#### TASK GOAL
Write the material out again in full, exactly.

#### DATA SEGMENT
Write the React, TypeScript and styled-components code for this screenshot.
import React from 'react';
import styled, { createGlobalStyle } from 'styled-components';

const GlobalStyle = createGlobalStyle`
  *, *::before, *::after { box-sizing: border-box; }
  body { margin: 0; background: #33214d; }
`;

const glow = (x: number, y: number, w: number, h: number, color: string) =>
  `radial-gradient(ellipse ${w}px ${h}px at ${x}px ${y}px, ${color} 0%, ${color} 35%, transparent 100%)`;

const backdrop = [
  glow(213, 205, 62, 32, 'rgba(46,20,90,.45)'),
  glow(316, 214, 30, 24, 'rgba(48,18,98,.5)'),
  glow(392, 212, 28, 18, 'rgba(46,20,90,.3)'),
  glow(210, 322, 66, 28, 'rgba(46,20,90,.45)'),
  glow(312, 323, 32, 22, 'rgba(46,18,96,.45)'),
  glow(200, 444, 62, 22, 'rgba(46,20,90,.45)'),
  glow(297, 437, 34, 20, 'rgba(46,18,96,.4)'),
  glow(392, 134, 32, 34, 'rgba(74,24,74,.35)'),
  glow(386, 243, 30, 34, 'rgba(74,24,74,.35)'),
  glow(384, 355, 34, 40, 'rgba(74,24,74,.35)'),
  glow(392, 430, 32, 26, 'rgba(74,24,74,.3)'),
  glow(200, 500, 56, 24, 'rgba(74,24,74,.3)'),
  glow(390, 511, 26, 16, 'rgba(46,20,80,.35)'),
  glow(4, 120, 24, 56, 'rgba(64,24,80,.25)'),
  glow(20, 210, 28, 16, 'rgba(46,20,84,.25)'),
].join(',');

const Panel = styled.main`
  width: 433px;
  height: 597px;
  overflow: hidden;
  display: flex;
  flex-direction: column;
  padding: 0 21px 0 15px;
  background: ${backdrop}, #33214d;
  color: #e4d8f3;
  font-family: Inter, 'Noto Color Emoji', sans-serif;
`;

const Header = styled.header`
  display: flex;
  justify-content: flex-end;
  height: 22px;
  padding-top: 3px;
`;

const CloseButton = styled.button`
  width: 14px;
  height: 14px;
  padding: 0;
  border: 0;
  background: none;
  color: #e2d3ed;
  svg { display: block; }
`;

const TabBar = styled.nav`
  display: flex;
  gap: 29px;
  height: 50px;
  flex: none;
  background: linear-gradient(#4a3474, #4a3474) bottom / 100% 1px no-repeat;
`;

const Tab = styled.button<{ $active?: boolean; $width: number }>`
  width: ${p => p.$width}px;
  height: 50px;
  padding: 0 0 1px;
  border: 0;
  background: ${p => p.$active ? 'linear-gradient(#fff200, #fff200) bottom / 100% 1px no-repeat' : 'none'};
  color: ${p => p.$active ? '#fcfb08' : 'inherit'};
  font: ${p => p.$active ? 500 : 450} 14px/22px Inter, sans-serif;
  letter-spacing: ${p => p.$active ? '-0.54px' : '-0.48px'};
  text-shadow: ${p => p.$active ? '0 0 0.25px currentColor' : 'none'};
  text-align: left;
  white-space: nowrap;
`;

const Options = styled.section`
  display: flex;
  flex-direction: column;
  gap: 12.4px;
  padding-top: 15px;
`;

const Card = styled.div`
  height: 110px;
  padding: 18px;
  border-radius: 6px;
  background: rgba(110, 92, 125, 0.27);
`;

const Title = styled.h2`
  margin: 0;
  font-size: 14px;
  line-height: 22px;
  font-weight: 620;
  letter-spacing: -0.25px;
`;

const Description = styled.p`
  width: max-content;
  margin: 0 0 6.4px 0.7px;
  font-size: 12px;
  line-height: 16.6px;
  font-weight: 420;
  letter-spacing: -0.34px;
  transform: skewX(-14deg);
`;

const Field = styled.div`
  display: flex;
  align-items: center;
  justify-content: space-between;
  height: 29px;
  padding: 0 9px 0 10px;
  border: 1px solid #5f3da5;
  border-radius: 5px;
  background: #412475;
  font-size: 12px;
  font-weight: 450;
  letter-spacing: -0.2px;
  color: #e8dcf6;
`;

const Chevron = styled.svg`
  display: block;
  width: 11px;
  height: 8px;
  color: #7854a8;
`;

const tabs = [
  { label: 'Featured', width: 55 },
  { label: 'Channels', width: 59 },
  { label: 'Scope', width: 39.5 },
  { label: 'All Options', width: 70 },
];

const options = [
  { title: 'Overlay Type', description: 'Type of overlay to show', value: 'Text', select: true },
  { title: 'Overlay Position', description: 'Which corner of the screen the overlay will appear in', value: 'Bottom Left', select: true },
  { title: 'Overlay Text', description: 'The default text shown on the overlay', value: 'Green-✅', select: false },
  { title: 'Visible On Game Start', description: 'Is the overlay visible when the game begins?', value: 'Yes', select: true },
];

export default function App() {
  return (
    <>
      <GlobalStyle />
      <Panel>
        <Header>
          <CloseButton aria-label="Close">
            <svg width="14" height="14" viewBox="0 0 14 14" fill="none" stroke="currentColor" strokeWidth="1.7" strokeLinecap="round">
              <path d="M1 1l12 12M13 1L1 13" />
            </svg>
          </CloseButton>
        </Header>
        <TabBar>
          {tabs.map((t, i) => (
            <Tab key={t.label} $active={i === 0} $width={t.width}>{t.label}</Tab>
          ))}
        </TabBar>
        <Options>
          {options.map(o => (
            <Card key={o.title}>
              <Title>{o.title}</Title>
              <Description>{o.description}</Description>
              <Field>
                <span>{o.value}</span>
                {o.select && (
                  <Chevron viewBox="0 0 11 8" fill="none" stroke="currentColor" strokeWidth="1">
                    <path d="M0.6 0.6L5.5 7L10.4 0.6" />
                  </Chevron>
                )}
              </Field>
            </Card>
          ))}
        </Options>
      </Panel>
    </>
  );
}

#### RESULT FOR THIS TASK
Write the React, TypeScript and styled-components code for this screenshot.
import React from 'react';
import styled, { createGlobalStyle } from 'styled-components';

const GlobalStyle = createGlobalStyle`
  *, *::before, *::after { box-sizing: border-box; }
  body { margin: 0; background: #33214d; }
`;

const glow = (x: number, y: number, w: number, h: number, color: string) =>
  `radial-gradient(ellipse ${w}px ${h}px at ${x}px ${y}px, ${color} 0%, ${color} 35%, transparent 100%)`;

const backdrop = [
  glow(213, 205, 62, 32, 'rgba(46,20,90,.45)'),
  glow(316, 214, 30, 24, 'rgba(48,18,98,.5)'),
  glow(392, 212, 28, 18, 'rgba(46,20,90,.3)'),
  glow(210, 322, 66, 28, 'rgba(46,20,90,.45)'),
  glow(312, 323, 32, 22, 'rgba(46,18,96,.45)'),
  glow(200, 444, 62, 22, 'rgba(46,20,90,.45)'),
  glow(297, 437, 34, 20, 'rgba(46,18,96,.4)'),
  glow(392, 134, 32, 34, 'rgba(74,24,74,.35)'),
  glow(386, 243, 30, 34, 'rgba(74,24,74,.35)'),
  glow(384, 355, 34, 40, 'rgba(74,24,74,.35)'),
  glow(392, 430, 32, 26, 'rgba(74,24,74,.3)'),
  glow(200, 500, 56, 24, 'rgba(74,24,74,.3)'),
  glow(390, 511, 26, 16, 'rgba(46,20,80,.35)'),
  glow(4, 120, 24, 56, 'rgba(64,24,80,.25)'),
  glow(20, 210, 28, 16, 'rgba(46,20,84,.25)'),
].join(',');

const Panel = styled.main`
  width: 433px;
  height: 597px;
  overflow: hidden;
  display: flex;
  flex-direction: column;
  padding: 0 21px 0 15px;
  background: ${backdrop}, #33214d;
  color: #e4d8f3;
  font-family: Inter, 'Noto Color Emoji', sans-serif;
`;

const Header = styled.header`
  display: flex;
  justify-content: flex-end;
  height: 22px;
  padding-top: 3px;
`;

const CloseButton = styled.button`
  width: 14px;
  height: 14px;
  padding: 0;
  border: 0;
  background: none;
  color: #e2d3ed;
  svg { display: block; }
`;

const TabBar = styled.nav`
  display: flex;
  gap: 29px;
  height: 50px;
  flex: none;
  background: linear-gradient(#4a3474, #4a3474) bottom / 100% 1px no-repeat;
`;

const Tab = styled.button<{ $active?: boolean; $width: number }>`
  width: ${p => p.$width}px;
  height: 50px;
  padding: 0 0 1px;
  border: 0;
  background: ${p => p.$active ? 'linear-gradient(#fff200, #fff200) bottom / 100% 1px no-repeat' : 'none'};
  color: ${p => p.$active ? '#fcfb08' : 'inherit'};
  font: ${p => p.$active ? 500 : 450} 14px/22px Inter, sans-serif;
  letter-spacing: ${p => p.$active ? '-0.54px' : '-0.48px'};
  text-shadow: ${p => p.$active ? '0 0 0.25px currentColor' : 'none'};
  text-align: left;
  white-space: nowrap;
`;

const Options = styled.section`
  display: flex;
  flex-direction: column;
  gap: 12.4px;
  padding-top: 15px;
`;

const Card = styled.div`
  height: 110px;
  padding: 18px;
  border-radius: 6px;
  background: rgba(110, 92, 125, 0.27);
`;

const Title = styled.h2`
  margin: 0;
  font-size: 14px;
  line-height: 22px;
  font-weight: 620;
  letter-spacing: -0.25px;
`;

const Description = styled.p`
  width: max-content;
  margin: 0 0 6.4px 0.7px;
  font-size: 12px;
  line-height: 16.6px;
  font-weight: 420;
  letter-spacing: -0.34px;
  transform: skewX(-14deg);
`;

const Field = styled.div`
  display: flex;
  align-items: center;
  justify-content: space-between;
  height: 29px;
  padding: 0 9px 0 10px;
  border: 1px solid #5f3da5;
  border-radius: 5px;
  background: #412475;
  font-size: 12px;
  font-weight: 450;
  letter-spacing: -0.2px;
  color: #e8dcf6;
`;

const Chevron = styled.svg`
  display: block;
  width: 11px;
  height: 8px;
  color: #7854a8;
`;

const tabs = [
  { label: 'Featured', width: 55 },
  { label: 'Channels', width: 59 },
  { label: 'Scope', width: 39.5 },
  { label: 'All Options', width: 70 },
];

const options = [
  { title: 'Overlay Type', description: 'Type of overlay to show', value: 'Text', select: true },
  { title: 'Overlay Position', description: 'Which corner of the screen the overlay will appear in', value: 'Bottom Left', select: true },
  { title: 'Overlay Text', description: 'The default text shown on the overlay', value: 'Green-✅', select: false },
  { title: 'Visible On Game Start', description: 'Is the overlay visible when the game begins?', value: 'Yes', select: true },
];

export default function App() {
  return (
    <>
      <GlobalStyle />
      <Panel>
        <Header>
          <CloseButton aria-label="Close">
            <svg width="14" height="14" viewBox="0 0 14 14" fill="none" stroke="currentColor" strokeWidth="1.7" strokeLinecap="round">
              <path d="M1 1l12 12M13 1L1 13" />
            </svg>
          </CloseButton>
        </Header>
        <TabBar>
          {tabs.map((t, i) => (
            <Tab key={t.label} $active={i === 0} $width={t.width}>{t.label}</Tab>
          ))}
        </TabBar>
        <Options>
          {options.map(o => (
            <Card key={o.title}>
              <Title>{o.title}</Title>
              <Description>{o.description}</Description>
              <Field>
                <span>{o.value}</span>
                {o.select && (
                  <Chevron viewBox="0 0 11 8" fill="none" stroke="currentColor" strokeWidth="1">
                    <path d="M0.6 0.6L5.5 7L10.4 0.6" />
                  </Chevron>
                )}
              </Field>
            </Card>
          ))}
        </Options>
      </Panel>
    </>
  );
}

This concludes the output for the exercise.